-- Begin GIVEN DATA --
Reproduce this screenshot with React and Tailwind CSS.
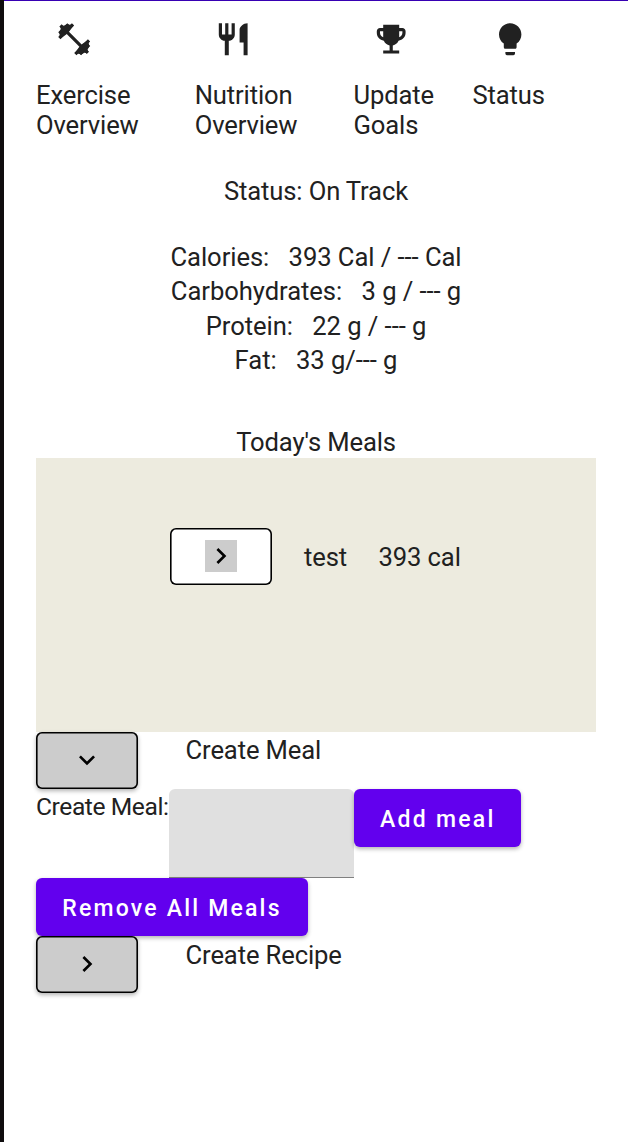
const paths = {
  dumbbell:
    "M20.57 14.86L22 13.43 20.57 12 17 15.57 8.43 7 12 3.43 10.57 2 9.14 3.43 7.71 2 5.57 4.14 4.14 2.71 2.71 4.14l1.43 1.43L2 7.71l1.43 1.43L2 10.57 3.43 12 7 8.43 15.57 17 12 20.57 13.43 22l1.43-1.43L16.29 22l2.14-2.14 1.43 1.43 1.43-1.43-1.43-1.43L22 16.29z",
  restaurant:
    "M11 9H9V2H7v7H5V2H3v7c0 2.12 1.66 3.84 3.75 3.97V22h2.5v-9.03C11.34 12.84 13 11.12 13 9V2h-2v7zm5-3v8h2.5v8H21V2c-2.76 0-5 2.24-5 4z",
  trophy:
    "M19 5h-2V3H7v2H5c-1.1 0-2 .9-2 2v1c0 2.55 1.92 4.63 4.39 4.94.63 1.5 1.98 2.63 3.61 2.96V19H7v2h10v-2h-4v-3.1c1.63-.33 2.98-1.46 3.61-2.96C19.08 12.63 21 10.55 21 8V7c0-1.1-.9-2-2-2zM5 8V7h2v3.82C5.84 10.4 5 9.3 5 8zm14 0c0 1.3-.84 2.4-2 2.82V7h2v1z",
  bulb:
    "M9 21c0 .55.45 1 1 1h4c.55 0 1-.45 1-1v-1H9v1zm3-19C8.14 2 5 5.14 5 9c0 2.38 1.19 4.47 3 5.74V17c0 .55.45 1 1 1h6c.55 0 1-.45 1-1v-2.26c1.81-1.27 3-3.36 3-5.74 0-3.86-3.14-7-7-7z",
  right: "M8.59 16.59L13.17 12 8.59 7.41 10 6l6 6-6 6-1.41-1.41z",
  down: "M7.41 8.59L12 13.17l4.59-4.58L18 10l-6 6-6-6 1.41-1.41z",
};

const plate = "10.8,2.8 9.1,2.9 7.7,2.5 5.6,3.6 4.4,3.4 3.4,4.4 3.6,5.6 2.5,7.7 2.9,9.1 2.8,10.8 3.6,11.4 7,9 9,7 11.4,3.6";

function Icon({ name, className }) {
  return (
    <svg viewBox="0 0 24 24" fill="currentColor" className={className}>
      <path d={paths[name]} />
      {name === "dumbbell" && (
        <>
          <polygon points={plate} />
          <polygon points={plate} transform="rotate(180 12 12)" />
        </>
      )}
    </svg>
  );
}

const nav = [
  { icon: "dumbbell", label: "Exercise Overview", cls: "w-[158.7px]", text: "w-[110px]" },
  { icon: "restaurant", label: "Nutrition Overview", cls: "w-[158.8px]", text: "w-[110px]" },
  { icon: "trophy", label: "Update Goals", cls: "w-[119px]", text: "w-[90px]" },
  { icon: "bulb", label: "Status", cls: "w-[100px]", text: "w-[90px]" },
];

const totals = [
  ["Calories:", "393 Cal / --- Cal"],
  ["Carbohydrates:", "3 g / --- g"],
  ["Protein:", "22 g / --- g"],
  ["Fat:", "33 g/--- g"],
];

function PurpleButton({ className, children }) {
  return (
    <button className={`h-[57.6px] shrink-0 rounded-[6px] bg-[#6200ee] pt-[3px] text-[23px] leading-[30px] font-medium whitespace-nowrap text-white shadow-[0_2px_4px_rgba(0,0,0,0.3)] ${className}`}>
      {children}
    </button>
  );
}

function ToggleButton({ icon, className, iconClass = "" }) {
  return (
    <button className={`flex h-[57px] w-[101.6px] shrink-0 items-center justify-center rounded-[6px] text-black ${className}`}>
      <Icon name={icon} className={`size-8 ${iconClass}`} />
    </button>
  );
}

export default function App() {
  return (
    <div className="flex h-[1142px] w-[628px] overflow-hidden bg-white font-[Roboto,sans-serif] text-[25.6px] leading-[30px] tracking-[-0.13px] text-[#212121]">
      <div className="w-1 shrink-0 bg-[#0f0d0e]" />
      <div className="flex min-w-0 flex-1 flex-col border-t border-[#3700b3] px-8">
        <nav className="flex h-[156px] shrink-0 pt-[19px]">
          {nav.map(({ icon, label, cls, text }) => (
            <div key={label} className={`shrink-0 ${cls}`}>
              <Icon name={icon} className="ml-[19px] size-[38.4px]" />
              <div className={`mt-[22px] ${text}`}>{label}</div>
            </div>
          ))}
        </nav>
        <div className="mt-[19.4px] text-center">Status: On Track</div>
        <div className="mt-[34px] flex flex-col items-center tracking-[-0.06px]">
          {totals.map(([name, value]) => (
            <div key={name} className="flex h-[34.1px] gap-[19.4px] pt-[2px] whitespace-nowrap">
              <span>{name}</span>
              <span>{value}</span>
            </div>
          ))}
        </div>
        <div className="mt-[50.2px] text-center">Today's Meals</div>
        <section className="mt-px flex h-[274px] w-[560px] shrink-0 items-start bg-[#edebdf] pt-[69.6px] pl-[134.4px]">
          <ToggleButton icon="right" className="bg-white shadow-[inset_0_0_0_1.6px_#000]" iconClass="bg-[#ccc]" />
          <span className="mt-[14.4px] ml-8">test</span>
          <span className="mt-[14.4px] ml-[31.6px]">393 cal</span>
        </section>
        <div className="flex h-[57.4px] shrink-0">
          <ToggleButton icon="down" className="bg-[#ccc] shadow-[inset_0_0_0_1.6px_#000,0_2px_4px_rgba(0,0,0,0.3)]" />
          <span className="mt-[3.5px] ml-12">Create Meal</span>
        </div>
        <div className="flex h-[89px] shrink-0 items-start">
          <span className="w-[133px] shrink-0 pt-[3px] text-[24.6px] tracking-[-0.42px] whitespace-nowrap">Create Meal:</span>
          <input className="h-[89px] w-[184.6px] shrink-0 rounded-t-[6px] border-b-[1.6px] border-[#808080] bg-[#e0e0e0] px-4 outline-none" />
          <PurpleButton className="w-[167.4px] pl-px tracking-[2.25px]">Add meal</PurpleButton>
        </div>
        <PurpleButton className="w-[272px] tracking-[2.2px]">Remove All Meals</PurpleButton>
        <div className="flex shrink-0">
          <ToggleButton icon="right" className="bg-[#ccc] shadow-[inset_0_0_0_1.6px_#000,0_2px_4px_rgba(0,0,0,0.3)]" />
          <span className="mt-1 ml-12">Create Recipe</span>
        </div>
      </div>
    </div>
  );
}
-- End GIVEN DATA --
TASK PROMPT -> Repeat only what lies between the start of the data and the end of the line containing "9.1,2.9 7.7,2.5 5.6,3.6", exactly, with pictures left out.

SOLUTION TO THE PROBLEM ->
Reproduce this screenshot with React and Tailwind CSS.
const paths = {
  dumbbell:
    "M20.57 14.86L22 13.43 20.57 12 17 15.57 8.43 7 12 3.43 10.57 2 9.14 3.43 7.71 2 5.57 4.14 4.14 2.71 2.71 4.14l1.43 1.43L2 7.71l1.43 1.43L2 10.57 3.43 12 7 8.43 15.57 17 12 20.57 13.43 22l1.43-1.43L16.29 22l2.14-2.14 1.43 1.43 1.43-1.43-1.43-1.43L22 16.29z",
  restaurant:
    "M11 9H9V2H7v7H5V2H3v7c0 2.12 1.66 3.84 3.75 3.97V22h2.5v-9.03C11.34 12.84 13 11.12 13 9V2h-2v7zm5-3v8h2.5v8H21V2c-2.76 0-5 2.24-5 4z",
  trophy:
    "M19 5h-2V3H7v2H5c-1.1 0-2 .9-2 2v1c0 2.55 1.92 4.63 4.39 4.94.63 1.5 1.98 2.63 3.61 2.96V19H7v2h10v-2h-4v-3.1c1.63-.33 2.98-1.46 3.61-2.96C19.08 12.63 21 10.55 21 8V7c0-1.1-.9-2-2-2zM5 8V7h2v3.82C5.84 10.4 5 9.3 5 8zm14 0c0 1.3-.84 2.4-2 2.82V7h2v1z",
  bulb:
    "M9 21c0 .55.45 1 1 1h4c.55 0 1-.45 1-1v-1H9v1zm3-19C8.14 2 5 5.14 5 9c0 2.38 1.19 4.47 3 5.74V17c0 .55.45 1 1 1h6c.55 0 1-.45 1-1v-2.26c1.81-1.27 3-3.36 3-5.74 0-3.86-3.14-7-7-7z",
  right: "M8.59 16.59L13.17 12 8.59 7.41 10 6l6 6-6 6-1.41-1.41z",
  down: "M7.41 8.59L12 13.17l4.59-4.58L18 10l-6 6-6-6 1.41-1.41z",
};

const plate = "10.8,2.8 9.1,2.9 7.7,2.5 5.6,3.6 4.4,3.4 3.4,4.4 3.6,5.6 2.5,7.7 2.9,9.1 2.8,10.8 3.6,11.4 7,9 9,7 11.4,3.6";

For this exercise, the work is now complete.